Universal Graph Learning for Power System Reconfigurations: Transfer Across Topology Variations

Abstract

This work addresses a fundamental challenge in applying deep learning to power systems: developing neural network models that transfer across significant system changes, including networks with entirely different topologies and dimensionalities, without requiring training data from unseen reconfigurations. Despite extensive research, most ML-based approaches remain system-specific, limiting real-world deployment. This limitation stems from a dual barrier. First, topology changes shift feature distributions and alter input dimensions due to power flow physics. Second, reconfigurations redefine output semantics and dimensionality, requiring models to handle configuration-specific outputs while maintaining transferable feature extraction. To overcome this challenge, we introduce a Universal Graph Convolutional Network (UGCN) that achieves transferability to any reconfiguration or variation of existing power systems without any prior knowledge of new grid topologies or retraining during implementation.
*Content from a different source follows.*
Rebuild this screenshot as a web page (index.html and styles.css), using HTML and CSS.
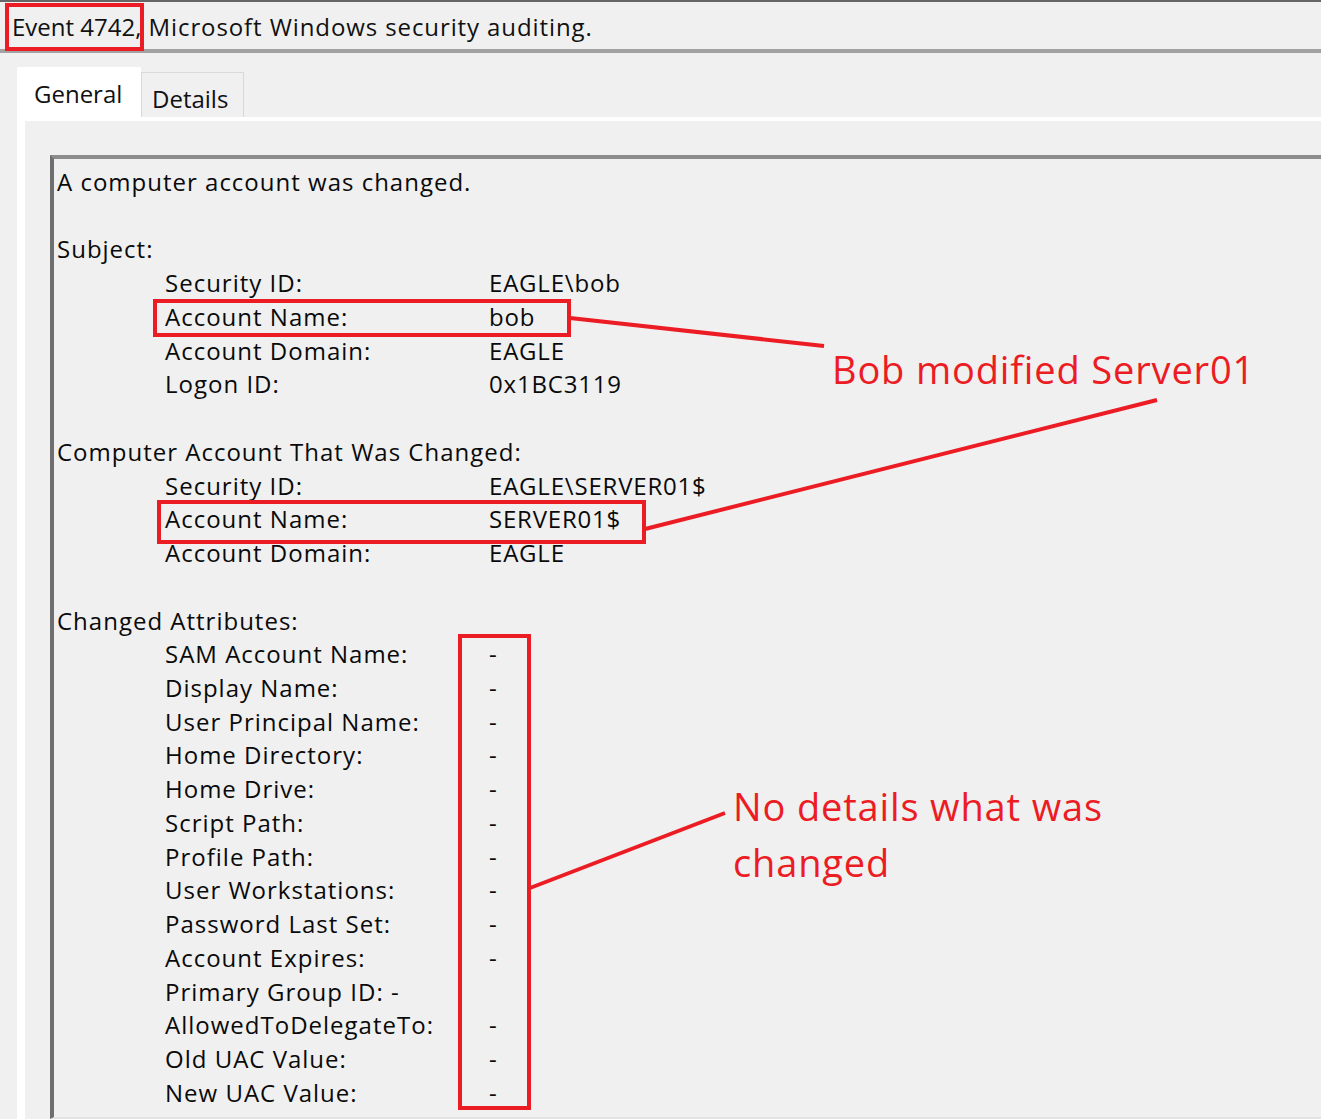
FILE: index.html
```html
<!DOCTYPE html>
<html lang="en">
<head>
<meta charset="utf-8">
<title>Event 4742</title>
<link rel="stylesheet" href="styles.css">
</head>
<body>
<div class="page">
  <header class="title"><span class="title-id">Event 4742,</span> Microsoft Windows security auditing.</header>
  <div class="tabctl">
    <div class="tabstrip">
      <div class="tab tab-active">General</div>
      <div class="tab tab-idle">Details</div>
    </div>
    <div class="tabpage">
      <div class="textbox">
        <div class="line">A computer account was changed.</div>
        <div class="line"></div>
        <div class="line">Subject:</div>
        <div class="kv"><span class="k">Security ID:</span><span class="v">EAGLE\bob</span></div>
        <div class="kv"><span class="k">Account Name:</span><span class="v">bob</span></div>
        <div class="kv"><span class="k">Account Domain:</span><span class="v">EAGLE</span></div>
        <div class="kv"><span class="k">Logon ID:</span><span class="v">0x1BC3119</span></div>
        <div class="line"></div>
        <div class="line">Computer Account That Was Changed:</div>
        <div class="kv"><span class="k">Security ID:</span><span class="v">EAGLE\SERVER01$</span></div>
        <div class="kv"><span class="k">Account Name:</span><span class="v">SERVER01$</span></div>
        <div class="kv"><span class="k">Account Domain:</span><span class="v">EAGLE</span></div>
        <div class="line"></div>
        <div class="line">Changed Attributes:</div>
        <div class="kv"><span class="k">SAM Account Name:</span><span class="v">-</span></div>
        <div class="kv"><span class="k">Display Name:</span><span class="v">-</span></div>
        <div class="kv"><span class="k">User Principal Name:</span><span class="v">-</span></div>
        <div class="kv"><span class="k">Home Directory:</span><span class="v">-</span></div>
        <div class="kv"><span class="k">Home Drive:</span><span class="v">-</span></div>
        <div class="kv"><span class="k">Script Path:</span><span class="v">-</span></div>
        <div class="kv"><span class="k">Profile Path:</span><span class="v">-</span></div>
        <div class="kv"><span class="k">User Workstations:</span><span class="v">-</span></div>
        <div class="kv"><span class="k">Password Last Set:</span><span class="v">-</span></div>
        <div class="kv"><span class="k">Account Expires:</span><span class="v">-</span></div>
        <div class="kv"><span class="k">Primary Group ID: -</span><span class="v"></span></div>
        <div class="kv"><span class="k">AllowedToDelegateTo:</span><span class="v">-</span></div>
        <div class="kv"><span class="k">Old UAC Value:</span><span class="v">-</span></div>
        <div class="kv"><span class="k">New UAC Value:</span><span class="v">-</span></div>
      </div>
    </div>
  </div>

  <svg class="callout-lines" width="1321" height="1119" viewBox="0 0 1321 1119" aria-hidden="true">
    <line x1="570" y1="318" x2="824" y2="346"/>
    <line x1="645" y1="529" x2="1157" y2="400"/>
    <line x1="530" y1="888" x2="725" y2="813"/>
  </svg>
  <div class="mark mark-event"></div>
  <div class="mark mark-subject"></div>
  <div class="mark mark-computer"></div>
  <div class="mark mark-dashes"></div>
  <div class="note note-bob">Bob modified Server01</div>
  <div class="note note-nodetails">No details what was<br>changed</div>
</div>
</body>
</html>
```

FILE: styles.css
```css
html, body {
  margin: 0;
  padding: 0;
  background: #f0f0f0;
}
body {
  font-family: "Open Sans", "Noto Sans", sans-serif;
  color: #000;
}
.page {
  position: relative;
  width: 1321px;
  height: 1119px;
  overflow: hidden;
  background: #f0f0f0;
}
.title {
  height: 47px;
  border-top: 2px solid #666;
  border-bottom: 4px solid #a2a2a2;
  box-sizing: content-box;
  padding-left: 12px;
  font-size: 24px;
  line-height: 49px;
  letter-spacing: 0.9px;
  color: #111;
  white-space: nowrap;
}
.title-id {
  letter-spacing: 0;
}
.tabctl {
  margin-left: 17px;
  margin-top: 14px;
}
.tabstrip {
  display: flex;
  align-items: flex-end;
  height: 50px;
}
.tab {
  box-sizing: border-box;
  font-size: 24px;
  white-space: nowrap;
  color: #111;
}
.tab-active {
  width: 124px;
  height: 50px;
  background: #fff;
  padding-left: 17px;
  line-height: 54px;
}
.tab-idle {
  width: 103px;
  height: 45px;
  background: #f0f0f0;
  border: 1px solid #d9d9d9;
  border-bottom: none;
  padding-left: 10px;
  line-height: 51px;
}
.tabpage {
  border-top: 4px solid #fff;
  border-left: 8px solid #fff;
  background: #f0f0f0;
  padding: 34px 0 0 25px;
  height: 1000px;
}
.textbox {
  width: 1400px;
  height: 952px;
  border-top: 4px solid #8c8c8c;
  border-left: 4px solid #6e6e6e;
  border-bottom: 2px solid #e3e3e3;
  padding: 6px 0 0 3px;
  font-size: 24px;
  line-height: 33.74px;
  letter-spacing: 1px;
  color: #0a0a0a;
}
.line {
  height: 33.74px;
  white-space: nowrap;
}
.kv {
  display: grid;
  grid-template-columns: 324px auto;
  padding-left: 108px;
  height: 33.74px;
  white-space: nowrap;
}
.v {
  letter-spacing: 0.8px;
}
.callout-lines {
  position: absolute;
  left: 0;
  top: 0;
  pointer-events: none;
}
.callout-lines line {
  stroke: #ec1c24;
  stroke-width: 4;
}
.mark {
  position: absolute;
  box-sizing: border-box;
  border: 4px solid #ec1c24;
}
.mark-event { left: 5px; top: 3px; width: 139px; height: 48px; }
.mark-subject { left: 153px; top: 299px; width: 418px; height: 38px; }
.mark-computer { left: 157px; top: 500px; width: 489px; height: 44px; }
.mark-dashes { left: 458px; top: 634px; width: 73px; height: 476px; }
.note {
  position: absolute;
  color: #ec1c24;
  font-size: 38px;
  line-height: 56px;
  letter-spacing: 0.85px;
  white-space: nowrap;
}
.note-bob { left: 832px; top: 341px; }
.note-nodetails { left: 733px; top: 778px; }
```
Our approach applies to both transmission and distribution networks and demonstrates generalization capability to completely unseen system reconfigurations, such as network restructuring and major grid expansions. Experimental results across power system applications, including false data injection detection and state forecasting, show that UGCN significantly outperforms state-of-the-art methods in cross-system zero-shot transferability of new reconfigurations.